There is no denying how human beings are, by far, the smartest species on the block, but even that unreal intelligence hasn’t been able to keep us from making mistakes. Now, while these mistakes surely help us in becoming better over time, they have also shown a tendency to cause significant disruption at times, thus forcing us to look for some semblance of a defensive cover. To the world’s credit, it will find exactly what we needed, and it will do so by conceiving a full-fledged regulatory industry. Having a well-defined authority within each and every area across our spectrum was a game-changer, as it instantly made us feel safer like never before. However, the utopia didn’t last long, and honestly, it was all technology’s fault. With technology and its layered nature taking over the scene, people suddenly had an unprecedented chance to exploit others and their missteps. This dynamic quickly sent us back to square one or did it? After struggling a lot against the complicated nature of technology, the regulatory industry is now looking as if it might be on its way to regain that lost authority. In fact, the same is indicated by a host of recent cases, and one settlement, in particular, should only bolster it moving forward.
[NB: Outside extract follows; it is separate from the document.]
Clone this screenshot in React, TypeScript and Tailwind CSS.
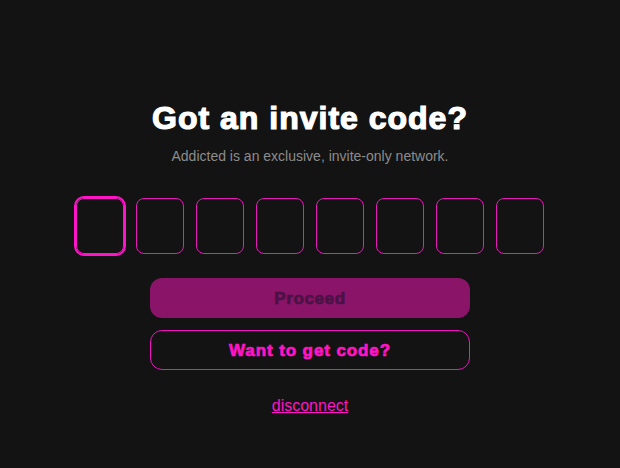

Lyft has officially reached a settlement worth $25 million with its shareholder in relation to a lawsuit, which accused the company of inadequate disclosures. Filed in 2019, the lawsuit claimed that Lyft deliberately kept shareholders in the dark about company’s public reputation, specifically referring to the cases of sexual misconduct against the ride-hailing service. Apart from the general safety element, the shareholders went on to talk about how the company also lied about market share growth before going public. In response to the stated lawsuit and the overall growing pressure, Lyft will eventually issue a safety report, but mind you, it will only come two years after the complaint was first filed. As per the company’s report, it received well over 4,158 reports of sexual assault on its platform between 2017 and 2019.
“Lyft cultivated a brand image as a safer, more socially conscious rideshare alternative with a focus on appealing to female passengers,” Thursday’s filing reads. “After the IPO, however, scores of reports came to light of Lyft drivers sexually assaulting their passengers. Dozens of individuals brought claims against Lyft related to driver sexual misconduct in the months following the IPO.”
Nevertheless, if we trust Lyft’s word, the settlement in question had nothing to do with these safety concerns.
“This settlement resolves a shareholder class action related to statements in Lyft’s initial public offering and its financial impact on investors— it’s not about safety-related claims on the platform,” said Gabriela Condarco Quesada, Lyft spokesperson.